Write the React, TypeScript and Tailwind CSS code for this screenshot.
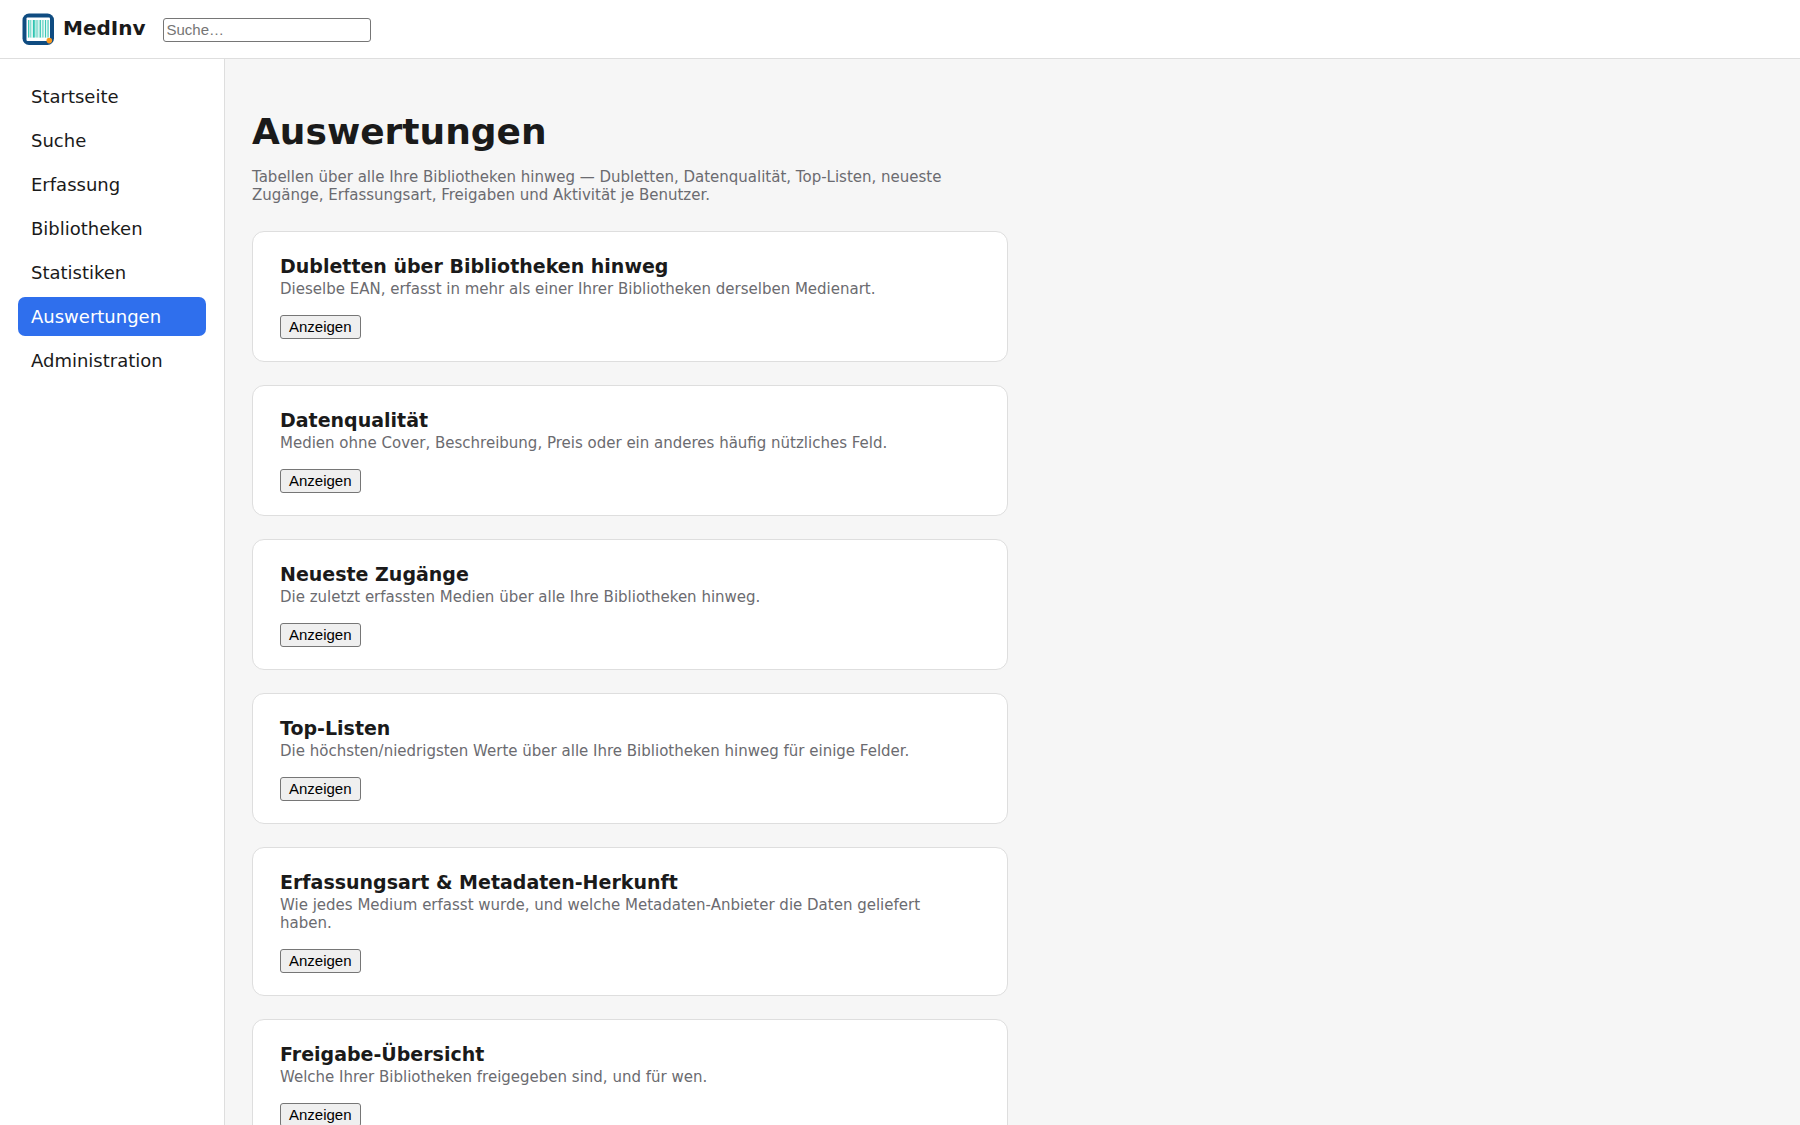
const navItems = [
  "Startseite",
  "Suche",
  "Erfassung",
  "Bibliotheken",
  "Statistiken",
  "Auswertungen",
  "Administration",
];

const reports = [
  {
    title: "Dubletten über Bibliotheken hinweg",
    text: "Dieselbe EAN, erfasst in mehr als einer Ihrer Bibliotheken derselben Medienart.",
  },
  {
    title: "Datenqualität",
    text: "Medien ohne Cover, Beschreibung, Preis oder ein anderes häufig nützliches Feld.",
  },
  {
    title: "Neueste Zugänge",
    text: "Die zuletzt erfassten Medien über alle Ihre Bibliotheken hinweg.",
  },
  {
    title: "Top-Listen",
    text: "Die höchsten/niedrigsten Werte über alle Ihre Bibliotheken hinweg für einige Felder.",
  },
  {
    title: "Erfassungsart & Metadaten-Herkunft",
    text: "Wie jedes Medium erfasst wurde, und welche Metadaten-Anbieter die Daten geliefert haben.",
  },
  {
    title: "Freigabe-Übersicht",
    text: "Welche Ihrer Bibliotheken freigegeben sind, und für wen.",
  },
];

function Logo() {
  return (
    <svg viewBox="0 0 32 32" className="size-8" aria-hidden="true">
      <rect x="0.5" y="0.5" width="31.5" height="31.5" rx="6.5" fill="#0f4c81" />
      <rect x="4.5" y="4.5" width="23.5" height="23.5" rx="1" fill="#fff" />
      <rect x="6" y="7" width="20.5" height="17.5" fill="#b4e9e1" />
      <g fill="#2fc4b2">
        <rect x="6" y="7" width="0.9" height="17.5" />
        <rect x="11" y="7" width="1.7" height="17.5" />
        <rect x="17.6" y="7" width="1.2" height="17.5" />
        <rect x="23" y="7" width="0.9" height="17.5" />
        <rect x="25.6" y="7" width="0.9" height="17.5" />
      </g>
      <g fill="#6fd6c9">
        <rect x="8.4" y="7" width="0.8" height="17.5" />
        <rect x="14.6" y="7" width="0.8" height="17.5" />
        <rect x="20.4" y="7" width="0.8" height="17.5" />
      </g>
      <g fill="#fff">
        <rect x="9.6" y="7" width="0.9" height="17.5" />
        <rect x="16.6" y="7" width="0.7" height="17.5" />
        <rect x="19.3" y="7" width="0.7" height="17.5" />
        <rect x="22" y="7" width="0.7" height="17.5" />
        <rect x="24.4" y="7" width="0.8" height="17.5" />
      </g>
      <circle cx="27.3" cy="27.6" r="2.8" fill="#f8961e" />
    </svg>
  );
}

function ReportCard({ title, text }: { title: string; text: string }) {
  return (
    <section className="rounded-xl border border-[#dedede] bg-white py-[22px] pr-10 pl-[27px]">
      <h2 className="text-[19px] leading-6 font-bold">{title}</h2>
      <p className="mt-[2px] text-[15px] leading-[18px] text-[#6b6b70]">{text}</p>
      <button
        type="button"
        className="mt-[17px] block h-6 rounded-[3px] border border-[#767676] bg-[#efefef] px-2 font-['Liberation_Sans',sans-serif] text-[15px] leading-[22px] text-black"
      >
        Anzeigen
      </button>
    </section>
  );
}

export default function App() {
  return (
    <div className="flex h-screen flex-col overflow-hidden bg-[#f6f6f6] font-['DejaVu_Sans',sans-serif] text-[#1a1a1a]">
      <header className="flex shrink-0 items-center border-b border-[#dedede] bg-white px-[22px] py-[13px]">
        <a href="#startseite" className="flex items-center gap-[9px] text-[20px] font-bold">
          <Logo />
          <span className="pb-[2px] leading-7">MedInv</span>
        </a>
        <input
          type="search"
          aria-label="Suche"
          placeholder="Suche…"
          className="mt-[2px] ml-[17px] h-6 w-52 rounded-[3px] border border-[#767676] bg-white px-[3px] pb-[2px] font-['Liberation_Sans',sans-serif] text-[15px] placeholder:text-[#757575]"
        />
      </header>
      <div className="flex min-h-0 flex-1">
        <nav className="flex w-[225px] shrink-0 flex-col gap-[5px] border-r border-[#dedede] bg-white p-[18px]">
          {navItems.map((item) => (
            <a
              key={item}
              href={"#" + item.toLowerCase()}
              aria-current={item === "Auswertungen" ? "page" : undefined}
              className="rounded-[7px] px-[13px] py-[9px] text-[18px] leading-[21px] aria-[current=page]:bg-[#2f6fed] aria-[current=page]:text-white"
            >
              {item}
            </a>
          ))}
        </nav>
        <main className="min-w-0 flex-1 overflow-hidden px-[27px] pt-[52px]">
          <div className="max-w-[756px]">
            <h1 className="text-[36px] leading-[42px] font-bold">Auswertungen</h1>
            <p className="mt-[15px] text-[15px] leading-[18px] text-[#6b6b70]">
              Tabellen über alle Ihre Bibliotheken hinweg — Dubletten, Datenqualität, Top-Listen, neueste
              Zugänge, Erfassungsart, Freigaben und Aktivität je Benutzer.
            </p>
            <div className="mt-[27px] flex flex-col gap-[23px]">
              {reports.map((report) => (
                <ReportCard key={report.title} title={report.title} text={report.text} />
              ))}
            </div>
          </div>
        </main>
      </div>
    </div>
  );
}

** What to produce **
Make an exact copy of the listing above. Do not include the pictures.

** Final result **
Write the React, TypeScript and Tailwind CSS code for this screenshot.
const navItems = [
  "Startseite",
  "Suche",
  "Erfassung",
  "Bibliotheken",
  "Statistiken",
  "Auswertungen",
  "Administration",
];

const reports = [
  {
    title: "Dubletten über Bibliotheken hinweg",
    text: "Dieselbe EAN, erfasst in mehr als einer Ihrer Bibliotheken derselben Medienart.",
  },
  {
    title: "Datenqualität",
    text: "Medien ohne Cover, Beschreibung, Preis oder ein anderes häufig nützliches Feld.",
  },
  {
    title: "Neueste Zugänge",
    text: "Die zuletzt erfassten Medien über alle Ihre Bibliotheken hinweg.",
  },
  {
    title: "Top-Listen",
    text: "Die höchsten/niedrigsten Werte über alle Ihre Bibliotheken hinweg für einige Felder.",
  },
  {
    title: "Erfassungsart & Metadaten-Herkunft",
    text: "Wie jedes Medium erfasst wurde, und welche Metadaten-Anbieter die Daten geliefert haben.",
  },
  {
    title: "Freigabe-Übersicht",
    text: "Welche Ihrer Bibliotheken freigegeben sind, und für wen.",
  },
];

function Logo() {
  return (
    <svg viewBox="0 0 32 32" className="size-8" aria-hidden="true">
      <rect x="0.5" y="0.5" width="31.5" height="31.5" rx="6.5" fill="#0f4c81" />
      <rect x="4.5" y="4.5" width="23.5" height="23.5" rx="1" fill="#fff" />
      <rect x="6" y="7" width="20.5" height="17.5" fill="#b4e9e1" />
      <g fill="#2fc4b2">
        <rect x="6" y="7" width="0.9" height="17.5" />
        <rect x="11" y="7" width="1.7" height="17.5" />
        <rect x="17.6" y="7" width="1.2" height="17.5" />
        <rect x="23" y="7" width="0.9" height="17.5" />
        <rect x="25.6" y="7" width="0.9" height="17.5" />
      </g>
      <g fill="#6fd6c9">
        <rect x="8.4" y="7" width="0.8" height="17.5" />
        <rect x="14.6" y="7" width="0.8" height="17.5" />
        <rect x="20.4" y="7" width="0.8" height="17.5" />
      </g>
      <g fill="#fff">
        <rect x="9.6" y="7" width="0.9" height="17.5" />
        <rect x="16.6" y="7" width="0.7" height="17.5" />
        <rect x="19.3" y="7" width="0.7" height="17.5" />
        <rect x="22" y="7" width="0.7" height="17.5" />
        <rect x="24.4" y="7" width="0.8" height="17.5" />
      </g>
      <circle cx="27.3" cy="27.6" r="2.8" fill="#f8961e" />
    </svg>
  );
}

function ReportCard({ title, text }: { title: string; text: string }) {
  return (
    <section className="rounded-xl border border-[#dedede] bg-white py-[22px] pr-10 pl-[27px]">
      <h2 className="text-[19px] leading-6 font-bold">{title}</h2>
      <p className="mt-[2px] text-[15px] leading-[18px] text-[#6b6b70]">{text}</p>
      <button
        type="button"
        className="mt-[17px] block h-6 rounded-[3px] border border-[#767676] bg-[#efefef] px-2 font-['Liberation_Sans',sans-serif] text-[15px] leading-[22px] text-black"
      >
        Anzeigen
      </button>
    </section>
  );
}

export default function App() {
  return (
    <div className="flex h-screen flex-col overflow-hidden bg-[#f6f6f6] font-['DejaVu_Sans',sans-serif] text-[#1a1a1a]">
      <header className="flex shrink-0 items-center border-b border-[#dedede] bg-white px-[22px] py-[13px]">
        <a href="#startseite" className="flex items-center gap-[9px] text-[20px] font-bold">
          <Logo />
          <span className="pb-[2px] leading-7">MedInv</span>
        </a>
        <input
          type="search"
          aria-label="Suche"
          placeholder="Suche…"
          className="mt-[2px] ml-[17px] h-6 w-52 rounded-[3px] border border-[#767676] bg-white px-[3px] pb-[2px] font-['Liberation_Sans',sans-serif] text-[15px] placeholder:text-[#757575]"
        />
      </header>
      <div className="flex min-h-0 flex-1">
        <nav className="flex w-[225px] shrink-0 flex-col gap-[5px] border-r border-[#dedede] bg-white p-[18px]">
          {navItems.map((item) => (
            <a
              key={item}
              href={"#" + item.toLowerCase()}
              aria-current={item === "Auswertungen" ? "page" : undefined}
              className="rounded-[7px] px-[13px] py-[9px] text-[18px] leading-[21px] aria-[current=page]:bg-[#2f6fed] aria-[current=page]:text-white"
            >
              {item}
            </a>
          ))}
        </nav>
        <main className="min-w-0 flex-1 overflow-hidden px-[27px] pt-[52px]">
          <div className="max-w-[756px]">
            <h1 className="text-[36px] leading-[42px] font-bold">Auswertungen</h1>
            <p className="mt-[15px] text-[15px] leading-[18px] text-[#6b6b70]">
              Tabellen über alle Ihre Bibliotheken hinweg — Dubletten, Datenqualität, Top-Listen, neueste
              Zugänge, Erfassungsart, Freigaben und Aktivität je Benutzer.
            </p>
            <div className="mt-[27px] flex flex-col gap-[23px]">
              {reports.map((report) => (
                <ReportCard key={report.title} title={report.title} text={report.text} />
              ))}
            </div>
          </div>
        </main>
      </div>
    </div>
  );
}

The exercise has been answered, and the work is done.